From Robert McKinlay. I served my mission in the Peru, Arequipa mission during 1979 and 1980.
One of the places that I served was in Ilo, Peru which was a port town where Kennecott had a smelter and from which the copper was shipped. We as missionaries were informed that one of the first chapels built in Peru was in the mining town of Toquepala, Peru (not Arica) but some unfortunate incidents occured. Evidently many local Peruvian laborers were influenced by the Mormon employees from Utah and joined the church because they gained a testamony of its truthfulness, but other Peruvian laborers joined the church because they were under the impression that if they joined the church they would have jobs in the mines. When all of the jobs were filled in the mines, some of those who joined the church to get a job in the mines could not get one. They complained to the government of Peru.
The government stepped in and closed the town to all Mormons. The chapel was taken over and later converted into a recreation hall complete with a bowling alley. Even as late as the time when I served my mission in 1980, missionaries were not allowed in Toquepala. Kennecott could not assign Mormon employees from the United States to positions in Peru (with very few exceptions).

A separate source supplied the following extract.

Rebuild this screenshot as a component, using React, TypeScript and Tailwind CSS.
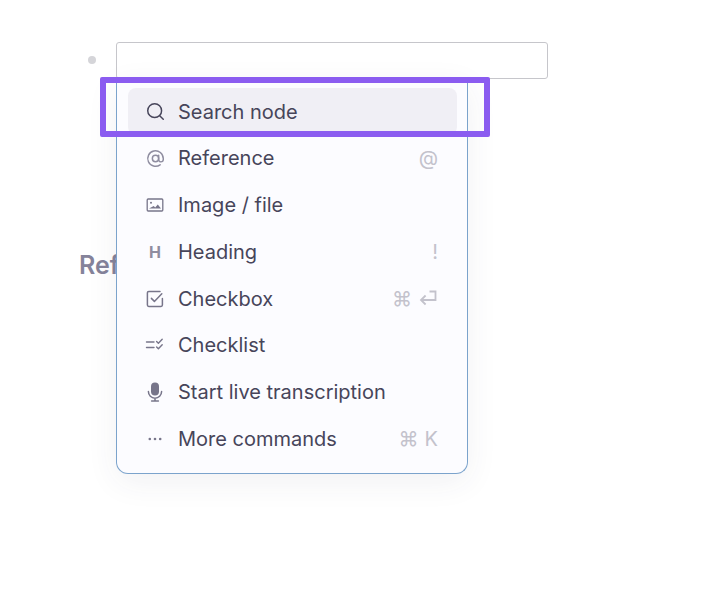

While I labored in Peru as a missionary, the work proceeded rapidly. With about 250 missionaries in our mission, nearly 450 souls join the church each month. I served part of my mission in Puno, Peru on the shores of Lake Titicaca where we had one small branch. There were four of us working there at the time. We rented a building to meet in and performed baptism in the lake. I was suprised to learn from President Hinkley in the past conference that there are now two stakes in Puno. It didn't seem to me at the time like there were that many people in that small town of Puno.